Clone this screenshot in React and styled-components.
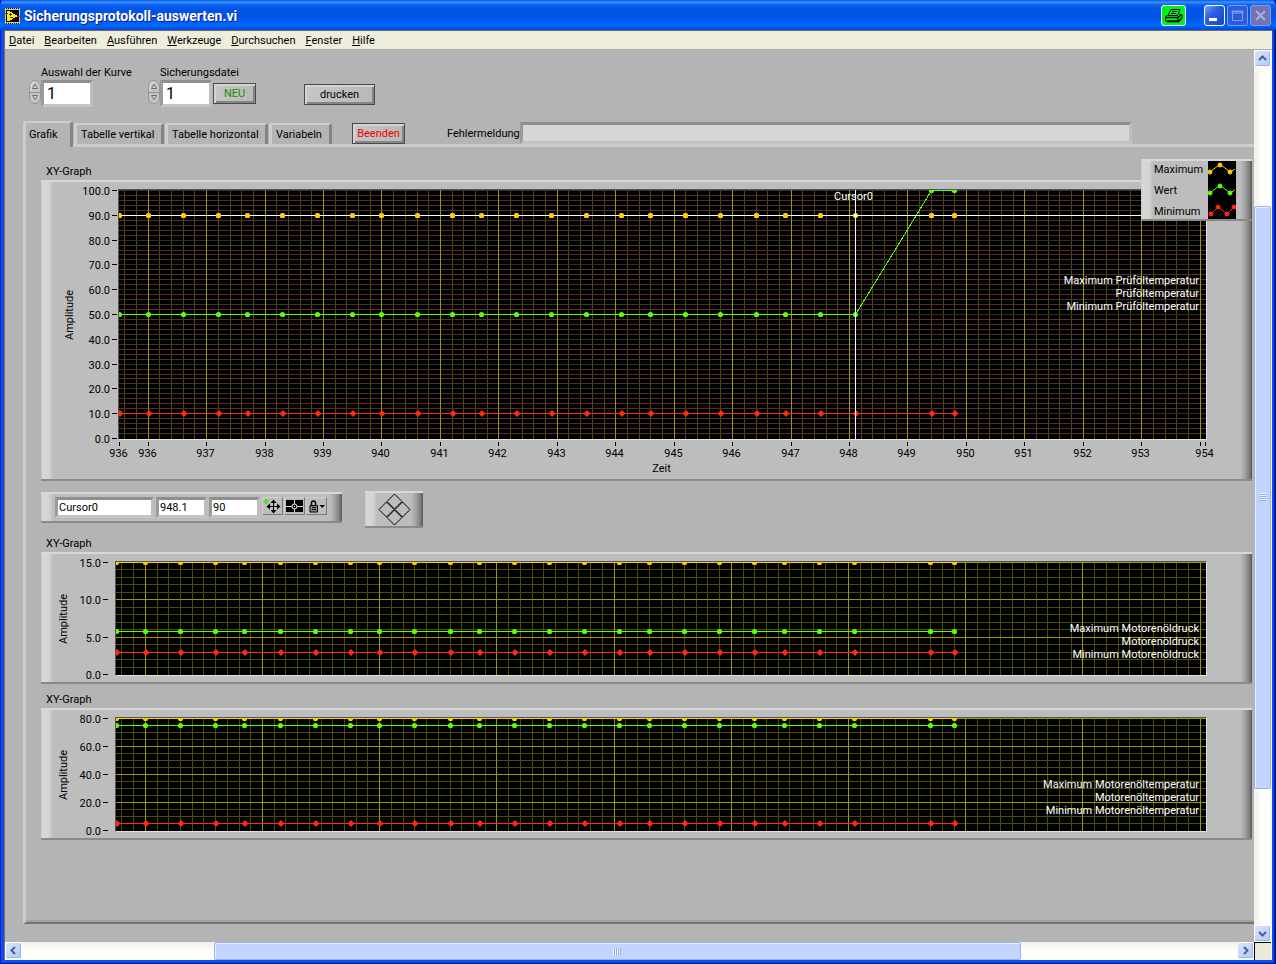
import React, { useLayoutEffect, useRef, useState } from "react";
import styled, { createGlobalStyle, css } from "styled-components";

const GlobalStyle = createGlobalStyle`
  *, *::before, *::after { box-sizing: border-box; }
  body { margin: 0; font: 11px/14px Roboto, "Liberation Sans", sans-serif; color: #000; background: #b4b4b4; }
  button, input { font: inherit; color: inherit; margin: 0; border-radius: 0; }
  svg { display: block; }
  svg text { font: 11px Roboto, "Liberation Sans", sans-serif; }
`;

const C = {
  panel: "#b4b4b4",
  frame: "#bdbdbd",
  max: "#ffcc00",
  value: "#5cff00",
  min: "#ff2a10",
};

/* ---------- window ---------- */

const Window = styled.div`
  display: flex;
  flex-direction: column;
  min-height: 100vh;
  padding: 0 4px 4px;
  background: #0a4fe6;
  box-shadow: inset 1px 0 #0019cf, inset -1px -1px #00138c, inset -2px 0 #001ea0;
`;

const TitleBar = styled.header`
  display: flex;
  align-items: center;
  height: 30px;
  margin: 0 -4px;
  padding: 1px 5px 0 5px;
  border-radius: 6px 6px 0 0;
  background: linear-gradient(#0058e6 0, #3a93ff 2px, #0a5df0 5px, #0054e3 10px, #0055e5 16px, #0066ff 25px, #0060f8 27px, #0043cf 30px);
`;

const Title = styled.h1`
  flex: 1;
  margin: 0 0 0 3px;
  font: bold 14px/18px Roboto, "Liberation Sans", sans-serif;
  color: #fff;
  text-shadow: 1px 1px #0a1883;
`;

const PrintBadge = styled.button`
  width: 25px;
  height: 21px;
  margin-right: 16px;
  padding: 1px;
  border: 1px solid #fff;
  border-radius: 3px;
  background: #00f01e;
`;

const WindowButton = styled.button`
  width: 21px;
  height: 21px;
  margin-left: 2px;
  padding: 0;
  border: 1px solid ${(p) => (p.$dim ? "#7d9cf0" : "#fff")};
  border-radius: 3px;
  background: ${(p) => p.$bg || "linear-gradient(135deg, #7aa3f5, #2a5fe0 40%, #1746c8)"};
`;

const MenuBar = styled.nav`
  display: flex;
  gap: 10px;
  height: 20px;
  padding: 2px 4px 0;
  border-top: 1px solid #716f64;
  border-left: 1px solid #716f64;
  border-bottom: 1px solid #aca899;
  background: #efeddc;
`;

const MenuItem = styled.a`
  color: #000;
  text-decoration: none;
  line-height: 16px;
`;

const Client = styled.div`
  flex: 1;
  display: grid;
  grid-template-columns: minmax(0, 1fr) 17px;
  grid-template-rows: 1fr 18px;
  border-left: 1px solid #716f64;
  border-right: 1px solid #f4f2e8;
`;

const Front = styled.main`
  display: flex;
  flex-direction: column;
  overflow: hidden;
  padding-bottom: 18px;
  background: ${C.panel};
`;

/* ---------- scroll bars ---------- */

const Track = styled.div`
  display: flex;
  flex-direction: ${(p) => (p.$vertical ? "column" : "row")};
  background: linear-gradient(${(p) => (p.$vertical ? "to right" : "to bottom")}, #f0efe8, #fefefb 45%);
`;

const ScrollButton = styled.button`
  flex: none;
  display: flex;
  align-items: center;
  justify-content: center;
  width: 17px;
  height: 17px;
  padding: 0;
  border: 1px solid #fff;
  border-radius: 2px;
  box-shadow: inset -1px -1px #98b4ee;
  background: linear-gradient(135deg, #d8e4fe, #b4cafb);
`;

const Gap = styled.div`
  flex: ${(p) => p.$share} 0 0px;
`;

const Thumb = styled.div`
  flex: ${(p) => p.$share} 0 0px;
  display: flex;
  align-items: center;
  justify-content: center;
  border: 1px solid #98b4ee;
  border-radius: 2px;
  box-shadow: inset 1px 1px #e6eeff;
  background: #c4d4fd;
`;

const Grip = styled.div`
  ${(p) =>
    p.$vertical
      ? css`width: 7px; height: 8px; background: repeating-linear-gradient(#eef4fe 0 1px, #8cb0f8 1px 2px);`
      : css`width: 8px; height: 7px; background: repeating-linear-gradient(to right, #eef4fe 0 1px, #8cb0f8 1px 2px);`}
`;

const Corner = styled.div`
  border-top: 1px solid #000;
  border-left: 1px solid #000;
  background: #ece9d8;
`;

/* ---------- controls ---------- */

const ControlRow = styled.div`
  display: flex;
  align-items: flex-start;
  height: 71px;
  padding: 16px 0 0 24px;
`;

const Control = styled.div`
  display: grid;
  grid-template-columns: 12px 52px;
  grid-template-rows: 14px 28px;
  margin-right: ${(p) => p.$after}px;
`;

const ControlLabel = styled.label`
  grid-column: 2;
  white-space: nowrap;
`;

const Spinner = styled.button`
  width: 12px;
  height: 25px;
  padding: 0;
  border: 0;
  background: none;
`;

const sunken = css`
  border: solid;
  border-width: 3px 3px 3px 3px;
  border-color: #8e8e8e #bebebe #c4c4c4 #9a9a9a;
  outline: 0;
`;

const NumberBox = styled.input`
  ${sunken}
  width: 52px;
  height: 27px;
  padding: 0 3px;
  font-size: 16px;
  background: #fff;
`;

const PushButton = styled.button`
  width: ${(p) => p.$w}px;
  height: 21px;
  margin: ${(p) => p.$top || 0}px 0 0 ${(p) => p.$before}px;
  padding: 1px 0 0;
  border: 1px solid #4a4a4a;
  box-shadow: inset 2px 2px #d4d4d4, inset -2px -2px #858585;
  background: linear-gradient(to right, #c6c6c6, #b8b8b8);
  color: ${(p) => p.$color || "#000"};
  line-height: 14px;
`;

const TabRow = styled.div`
  display: flex;
  align-items: flex-end;
  height: 23px;
  margin-left: 18px;
`;

const Tabs = styled.div`
  display: flex;
  align-items: flex-end;
`;

const Tab = styled.button`
  position: relative;
  height: 21px;
  width: ${(p) => p.$w}px;
  margin-right: 1px;
  padding: 0 0 0 4px;
  border: solid;
  border-width: 2px 3px 0 3px;
  border-color: #cdcdcd #858585 #b4b4b4 #cdcdcd;
  border-radius: 2px 2px 0 0;
  background: ${C.panel};
  text-align: left;
  white-space: nowrap;
  line-height: 18px;
  ${(p) =>
    p["aria-selected"] &&
    css`
      z-index: 1;
      height: 26px;
      margin-bottom: -3px;
      padding: 0 0 0 3px;
    `}
`;

const ErrorLabel = styled.label`
  width: 73px;
  margin: 0 0 3px 42px;
`;

const ErrorBox = styled.input`
  ${sunken}
  flex: 1;
  min-width: 0;
  height: 22px;
  margin: 0 122px 0 0;
  background: #d6d6d6;
`;

const Page = styled.section`
  flex: 1;
  margin-left: 18px;
  padding: 17px 2px 16px 15px;
  border: solid;
  border-width: 3px 0 2px 3px;
  border-color: #cdcdcd #b4b4b4 #737373 #cdcdcd;
  box-shadow: inset 0 -2px #a2a2a2;
`;

/* ---------- graphs ---------- */

const Graph = styled.figure`
  position: relative;
  margin: 0 0 8px;
`;

const GraphTitle = styled.figcaption`
  height: 16px;
  padding: 1px 0 0 5px;
`;

const raised = css`
  box-shadow: inset 0 2px #d8d8d8, inset 0 -2px #8a8a8a;
  background: linear-gradient(to left, #585858 0, #828282 3px, #a8a8a8 8px, transparent 12px),
    linear-gradient(to right, #c8c8c8 0, #d8d8d8 2px, #d4d4d4 8px, ${C.frame} 12px);
`;

const GraphFrame = styled.div`
  ${raised}
  display: grid;
  grid-template-columns: ${(p) => p.$axis}px minmax(0, 1fr) 45px;
  padding: 9px 0 8px;
`;

const PlotBox = styled.div`
  border: 1px solid;
  border-color: #555 #e2e2e2 #e2e2e2 #555;
  background: #000;
`;

const AxisBox = styled.div`
  grid-column: 2;
  height: 33px;
`;

const Legend = styled.div`
  ${raised}
  position: absolute;
  top: -5px;
  right: 0;
  display: grid;
  grid-template-columns: 54px 28px;
  grid-template-rows: repeat(3, 21px);
  width: 111px;
  height: 62px;
  padding: 0 0 0 13px;
`;

const LegendName = styled.span`
  line-height: 21px;
`;

const LegendSwatch = styled.svg`
  width: 28px;
  height: 58px;
  grid-column: 2;
  grid-row: 1 / 4;
  margin-top: 2px;
  background: #000;
`;

const CursorRow = styled.div`
  display: flex;
  align-items: flex-start;
  gap: 23px;
  height: 37px;
  margin: 10px 0 8px;
`;

const CursorBar = styled.div`
  ${raised}
  display: flex;
  width: 301px;
  height: 31px;
  margin-top: 1px;
  padding: 5px 0 0 14px;
`;

const CursorField = styled.input`
  ${sunken}
  width: ${(p) => p.$w}px;
  height: 21px;
  margin-right: 2px;
  padding: 0 1px;
  background: #fff;
`;

const CursorButton = styled.button`
  width: 21px;
  height: 18px;
  margin-right: 1px;
  padding: 0;
  border: 1px solid;
  border-color: #d0d0d0 #7a7a7a #7a7a7a #d0d0d0;
  background: ${C.frame};
`;

const Mover = styled.button`
  ${raised}
  display: flex;
  align-items: center;
  justify-content: center;
  width: 58px;
  height: 37px;
  padding: 0;
  border: 0;
`;

/* ---------- data ---------- */

const X0 = 935.5;
const X1 = 954.1;
const times = [
  935.5, 936, 936.6, 937.2, 937.7, 938.3, 938.9, 939.5, 940, 940.6, 941.2, 941.7, 942.3,
  942.9, 943.5, 944.1, 944.6, 945.2, 945.8, 946.4, 946.9, 947.5, 948.1, 949.4, 949.8,
];
const flat = (v) => times.map(() => v);

const graphs = {
  oil: {
    axis: 77, height: 249, top: 100, major: 10, minor: 2, xStep: 1,
    tick: 71, titleX: 28,
    majorColor: "#2e2e2e", minorColor: "#4f302c",
    series: [flat(90), times.map((t) => (t > 949 ? 100 : 50)), flat(10)],
    labels: ["Maximum Prüföltemperatur", "Prüföltemperatur", "Minimum Prüföltemperatur"],
    labelY: 94,
    cursor: { x: 948.1, y: 90 },
  },
  pressure: {
    axis: 74, height: 113, top: 15, major: 5, minor: 1, xStep: 2,
    tick: 62, titleX: 22,
    majorColor: "#9c9c00", minorColor: "#4e4e00",
    series: [flat(15), flat(5.8), flat(3)],
    labels: ["Maximum Motorenöldruck", "Motorenöldruck", "Minimum Motorenöldruck"],
    labelY: 70,
  },
  motor: {
    axis: 74, height: 113, top: 80, major: 20, minor: 5, xStep: 2,
    tick: 62, titleX: 22,
    majorColor: "#9c9c00", minorColor: "#4e4e00",
    series: [flat(80), flat(75), flat(5)],
    labels: ["Maximum Motorenöltemperatur", "Motorenöltemperatur", "Minimum Motorenöltemperatur"],
    labelY: 70,
  },
};

const range = (from, to, step) => {
  const out = [];
  for (let i = 0; from + i * step <= to + 0.0001; i += 1) out.push(from + i * step);
  return out;
};

function useWidth(initial) {
  const ref = useRef(null);
  const [width, setWidth] = useState(initial);
  useLayoutEffect(() => {
    const measure = () => setWidth(ref.current.clientWidth);
    measure();
    const observer = new ResizeObserver(measure);
    observer.observe(ref.current);
    return () => observer.disconnect();
  }, []);
  return [ref, width];
}

const xAt = (w, v) => Math.floor(((v - X0) / (X1 - X0)) * w) + 0.5;
const yAt = (g, v) => Math.round((1 - v / g.top) * (g.height - 1)) + 0.5;

function Plot({ g }) {
  const [ref, w] = useWidth(1086);
  const h = g.height;
  const colors = [C.max, C.value, C.min];
  const isMajor = (v, step) => Math.abs(v / step - Math.round(v / step)) < 0.001;
  const vertical = range(935.6, X1, 0.2);
  const horizontal = range(g.minor, g.top, g.minor);
  return (
    <PlotBox ref={ref}>
      <svg width={w} height={h} role="img" aria-label={g.labels[1]}>
        <g shapeRendering="crispEdges">
          {vertical.map((v) => (
            <path key={v} d={`M${xAt(w, v)} 0V${h}`} stroke="#4e4e00" />
          ))}
          {horizontal.map((v) => (
            <path key={v} d={`M0 ${yAt(g, v)}H${w}`} stroke={isMajor(v, g.major) ? g.majorColor : g.minorColor} />
          ))}
          {range(936, 954, g.xStep).map((v) => (
            <path key={v} d={`M${xAt(w, v)} 0V${h}`} stroke="#9c9c00" />
          ))}
        </g>
        {g.series.map((values, s) => (
          <g key={s} fill={colors[s]}>
            <polyline
              points={times.map((t, i) => `${xAt(w, t)},${yAt(g, values[i])}`).join(" ")}
              fill="none"
              stroke={colors[s]}
              shapeRendering="crispEdges"
            />
            {times.map((t, i) => {
              const x = xAt(w, t);
              const y = yAt(g, values[i]);
              return s === 2 ? (
                <path key={t} d={`M${x - 3} ${y}l3.500 -3.500l3.500 3.500l-3.500 3.500z`} />
              ) : (
                <circle key={t} cx={x} cy={y} r="2.6" />
              );
            })}
          </g>
        ))}
        {g.cursor && (
          <g stroke="#fff" fill="#fff">
            <g shapeRendering="crispEdges">
              <path d={`M0 ${yAt(g, g.cursor.y)}H${w}`} />
              <path d={`M${xAt(w, g.cursor.x)} 0V${h}`} />
            </g>
            {times.filter((t) => t !== g.cursor.x).map((t) => (
              <circle key={t} cx={xAt(w, t)} cy={yAt(g, g.cursor.y)} r="2.6" fill={C.max} stroke="none" />
            ))}
            <circle cx={xAt(w, g.cursor.x)} cy={yAt(g, g.cursor.y)} r="2" fill="#fff" stroke={C.max} />
            <text x={xAt(w, g.cursor.x) - 2} y="10" textAnchor="middle" stroke="none">Cursor0</text>
          </g>
        )}
        {g.labels.map((label, i) => (
          <text key={label} x={w - 7} y={g.labelY + i * 13} textAnchor="end" fill="#fff">{label}</text>
        ))}
      </svg>
    </PlotBox>
  );
}

function YAxis({ g }) {
  const mid = Math.round(g.height / 2);
  return (
    <svg width={g.axis} height={g.height + 2} overflow="visible">
      <text transform={`translate(${g.titleX + 4} ${mid + 1}) rotate(-90)`} textAnchor="middle">Amplitude</text>
      {range(0, g.top, g.major).map((v) => (
        <g key={v}>
          <text x={g.tick - 2} y={yAt(g, v) + 5} textAnchor="end">{v.toFixed(1)}</text>
          <path d={`M${g.tick} ${yAt(g, v) + 1}h5`} stroke="#000" shapeRendering="crispEdges" />
        </g>
      ))}
    </svg>
  );
}

function XAxis() {
  const [ref, w] = useWidth(1088);
  const ticks = [X0, ...range(936, 954, 1), X1];
  return (
    <AxisBox ref={ref}>
      <svg width={w} height="33" overflow="visible">
        {ticks.map((v) => {
          const x = xAt(w - 2, v) + (v === X1 ? 0 : 1);
          return (
            <g key={v}>
              <path d={`M${x} 2v4`} stroke="#000" shapeRendering="crispEdges" />
              {v !== 954 && (
                <text x={x - 1} y="17" textAnchor="middle">{v === X0 ? 936 : Math.floor(v)}</text>
              )}
            </g>
          );
        })}
        <text x={w / 2 - 1} y="32" textAnchor="middle">Zeit</text>
      </svg>
    </AxisBox>
  );
}

function XYGraph({ g, children }) {
  return (
    <Graph>
      <GraphTitle>XY-Graph</GraphTitle>
      <GraphFrame $axis={g.axis}>
        <YAxis g={g} />
        <Plot g={g} />
        {g.cursor && <XAxis />}
      </GraphFrame>
      {children}
    </Graph>
  );
}

/* ---------- drawings ---------- */

const Chevron = ({ turn }) => (
  <svg width="9" height="9" viewBox="0 0 9 9">
    <path d="M1 6L4.5 2.5L8 6" transform={`rotate(${turn} 4.5 4.5)`} fill="none" stroke="#4d6185" strokeWidth="2" />
  </svg>
);

const AppIcon = () => (
  <svg width="16" height="16" viewBox="0 0 16 16" shapeRendering="crispEdges">
    <path d="M0 0H15V16H0z" fill="#c8c8b8" />
    <path d="M1 2H14V14H1z" fill="#000" />
    <path d="M1 .5H15M1 15.5H15" stroke="#000" strokeDasharray="1 1" />
    <path d="M2 3V13H4L13 8L4 3z" fill="#f8f000" />
    <path d="M4 6.500h3M5.500 5v3M5 9.500h3" stroke="#403800" />
    <path d="M0 5.500h3M12 8.500h4" stroke="#f01000" />
  </svg>
);

const PrinterIcon = () => (
  <svg width="21" height="17" viewBox="0 0 21 17">
    <path d="M8 2.500H17L14.500 8.500H5z" fill="none" stroke="#000" />
    <path d="M9 4.500h5M8 6.500h5" stroke="#000" />
    <path d="M4.500 8L2.500 10V14H15L19 11V8L16.500 7" fill="none" stroke="#000" />
    <path d="M2.500 10.500H15L18.500 7.500" fill="none" stroke="#000" strokeWidth="1.500" />
    <path d="M4 14.500H15.500L19 11" fill="none" stroke="#000" strokeWidth="1.500" />
    <path d="M15 10v4" stroke="#000" />
  </svg>
);

const SpinnerIcon = () => (
  <svg width="12" height="25" viewBox="0 0 12 25">
    <rect x=".5" y=".5" width="11" height="23" rx="5.500" fill="#c4c4c4" stroke="#959595" />
    <path d="M1 12.500H11" stroke="#909090" />
    <path d="M2 11V6Q3 2 6 2" fill="none" stroke="#e2e2e2" />
    <path d="M3.500 8.500L6 4.500L8.500 8.500z" fill="#d8d8d8" stroke="#6c6c6c" />
    <path d="M3.500 15.500L6 19.500L8.500 15.500z" fill="#d8d8d8" stroke="#6c6c6c" />
  </svg>
);

const MoveIcon = () => (
  <svg width="19" height="16" viewBox="0 0 19 16">
    <path d="M3 1v5M.5 3.500h5" stroke="#50e020" strokeWidth="2" />
    <path d="M10.500 3V14M5 8.500H16" stroke="#000" />
    <path d="M10.500 1.500L13.500 5H7.500zM10.500 15.500L13.500 12H7.500zM3.500 8.500L7 5.500V11.500zM17.500 8.500L14 5.500V11.500z" fill="#000" />
  </svg>
);

const CrossIcon = () => (
  <svg width="19" height="16" viewBox="0 0 19 16">
    <path d="M1 2H18V14H1z" fill="#000" />
    <path d="M9.500 2V14M1 8.500H18" stroke="#ddd" shapeRendering="crispEdges" />
    <circle cx="9.500" cy="8.500" r="2.500" fill="#000" stroke="#fff" />
    <path d="M9 8h1v1h-1z" fill="#fff" />
  </svg>
);

const LockIcon = () => (
  <svg width="19" height="16" viewBox="0 0 19 16">
    <path d="M4.500 8V5Q4.500 3 6.500 3Q8.500 3 8.500 5V8" fill="none" stroke="#000" strokeWidth="1.500" />
    <path d="M3 7.500h7.500V14H3z" fill="#888" stroke="#000" />
    <path d="M5 9.500h4M5 11.500h4" stroke="#000" />
    <path d="M12.500 7H18L15.200 10z" fill="#000" />
  </svg>
);

const MoverIcon = () => (
  <svg width="33" height="33" viewBox="0 0 33 33" fill="none" stroke="#000">
    <path d="M16.500 1L24 8.500L16.500 16L9 8.500zM16.500 17L24 24.500L16.500 32L9 24.500zM8.500 9L16 16.500L8.500 24L1 16.500zM24.500 9L32 16.500L24.500 24L17 16.500z" />
  </svg>
);

const Trace = ({ y, color, diamond }) => (
  <g fill={color} stroke={color}>
    <path
      d={diamond ? `M3 ${y + 7}L10 ${y}L19 ${y + 7}L26 ${y}` : `M2 ${y + 7}L11 ${y}H13L22 ${y + 7}L27 ${y + 4}`}
      fill="none"
    />
    {(diamond ? [[3, 7], [10, 0], [19, 7], [26, 0]] : [[2, 7], [12, 0], [22, 7]]).map(([cx, dy]) => (
      <circle key={cx} cx={cx} cy={y + dy} r="2" />
    ))}
  </g>
);

const menu = ["Datei", "Bearbeiten", "Ausführen", "Werkzeuge", "Durchsuchen", "Fenster", "Hilfe"];
const tabs = [
  ["Grafik", 50],
  ["Tabelle vertikal", 90],
  ["Tabelle horizontal", 103],
  ["Variabeln", 63],
];

function NumberControl({ id, label, after }) {
  return (
    <Control $after={after}>
      <ControlLabel htmlFor={id}>{label}</ControlLabel>
      <Spinner aria-label={`${label} ändern`}><SpinnerIcon /></Spinner>
      <NumberBox id={id} defaultValue="1" />
    </Control>
  );
}

export default function App() {
  const [tab, setTab] = useState("Grafik");
  return (
    <Window>
      <GlobalStyle />
      <TitleBar>
        <AppIcon />
        <Title>Sicherungsprotokoll-auswerten.vi</Title>
        <PrintBadge aria-label="Drucken"><PrinterIcon /></PrintBadge>
        <WindowButton aria-label="Minimieren">
          <svg width="19" height="19"><path d="M4 12h8v3H4z" fill="#fff" /></svg>
        </WindowButton>
        <WindowButton aria-label="Maximieren" $dim $bg="#2a5ce0">
          <svg width="19" height="19"><path d="M4.500 5.500h10v9h-10zM4 5h11v2H4z" fill="none" stroke="#7f9ff2" /></svg>
        </WindowButton>
        <WindowButton aria-label="Schließen" $dim $bg="#7272b4">
          <svg width="19" height="19"><path d="M5 5L14 14M14 5L5 14" stroke="#a9b2e2" strokeWidth="2" /></svg>
        </WindowButton>
      </TitleBar>
      <MenuBar>
        {menu.map((m) => (
          <MenuItem key={m} href="#"><u>{m[0]}</u>{m.slice(1)}</MenuItem>
        ))}
      </MenuBar>
      <Client>
        <Front>
          <ControlRow>
            <NumberControl id="curve" label="Auswahl der Kurve" after={55} />
            <NumberControl id="file" label="Sicherungsdatei" after={0} />
            <PushButton $w={43} $before={1} $top={17} $color="#1e8a00">NEU</PushButton>
            <PushButton $w={71} $before={48} $top={18}>drucken</PushButton>
          </ControlRow>
          <TabRow>
            <Tabs role="tablist">
              {tabs.map(([name, w]) => (
                <Tab key={name} role="tab" aria-selected={tab === name} $w={w} onClick={() => setTab(name)}>
                  {name}
                </Tab>
              ))}
            </Tabs>
            <PushButton $w={53} $before={19} $color="#f00000">Beenden</PushButton>
            <ErrorLabel htmlFor="error">Fehlermeldung</ErrorLabel>
            <ErrorBox id="error" readOnly />
          </TabRow>
          <Page>
            <XYGraph g={graphs.oil}>
              <Legend>
                <LegendName>Maximum</LegendName>
                <LegendName>Wert</LegendName>
                <LegendName>Minimum</LegendName>
                <LegendSwatch viewBox="0 0 28 58">
                  <Trace y={4} color={C.max} />
                  <Trace y={25} color={C.value} />
                  <Trace y={46} color={C.min} diamond />
                </LegendSwatch>
              </Legend>
            </XYGraph>
            <CursorRow>
              <CursorBar>
                <CursorField aria-label="Cursorname" $w={99} defaultValue="Cursor0" />
                <CursorField aria-label="Cursor X" $w={51} defaultValue="948.1" />
                <CursorField aria-label="Cursor Y" $w={51} defaultValue="90" />
                <CursorButton aria-label="Cursor verschieben"><MoveIcon /></CursorButton>
                <CursorButton aria-label="Cursorstil"><CrossIcon /></CursorButton>
                <CursorButton aria-label="Cursor sperren"><LockIcon /></CursorButton>
              </CursorBar>
              <Mover aria-label="Cursor bewegen"><MoverIcon /></Mover>
            </CursorRow>
            <XYGraph g={graphs.pressure} />
            <XYGraph g={graphs.motor} />
          </Page>
        </Front>
        <Track $vertical>
          <ScrollButton aria-label="Nach oben"><Chevron turn={0} /></ScrollButton>
          <Gap $share={139} />
          <Thumb $share={584}><Grip $vertical /></Thumb>
          <Gap $share={136} />
          <ScrollButton aria-label="Nach unten"><Chevron turn={180} /></ScrollButton>
        </Track>
        <Track>
          <ScrollButton aria-label="Nach links"><Chevron turn={-90} /></ScrollButton>
          <Gap $share={192} />
          <Thumb $share={807}><Grip /></Thumb>
          <Gap $share={217} />
          <ScrollButton aria-label="Nach rechts"><Chevron turn={90} /></ScrollButton>
        </Track>
        <Corner />
      </Client>
    </Window>
  );
}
▬▬▬▬▬▬
> **TASK PROMPT**: Leave out any pictures, please, and quote only the lines from the top of the data through the line that contains "window ---------- */".

> **OUTPUT OF THE EXERCISE**:
Clone this screenshot in React and styled-components.
import React, { useLayoutEffect, useRef, useState } from "react";
import styled, { createGlobalStyle, css } from "styled-components";

const GlobalStyle = createGlobalStyle`
  *, *::before, *::after { box-sizing: border-box; }
  body { margin: 0; font: 11px/14px Roboto, "Liberation Sans", sans-serif; color: #000; background: #b4b4b4; }
  button, input { font: inherit; color: inherit; margin: 0; border-radius: 0; }
  svg { display: block; }
  svg text { font: 11px Roboto, "Liberation Sans", sans-serif; }
`;

const C = {
  panel: "#b4b4b4",
  frame: "#bdbdbd",
  max: "#ffcc00",
  value: "#5cff00",
  min: "#ff2a10",
};

/* ---------- window ---------- */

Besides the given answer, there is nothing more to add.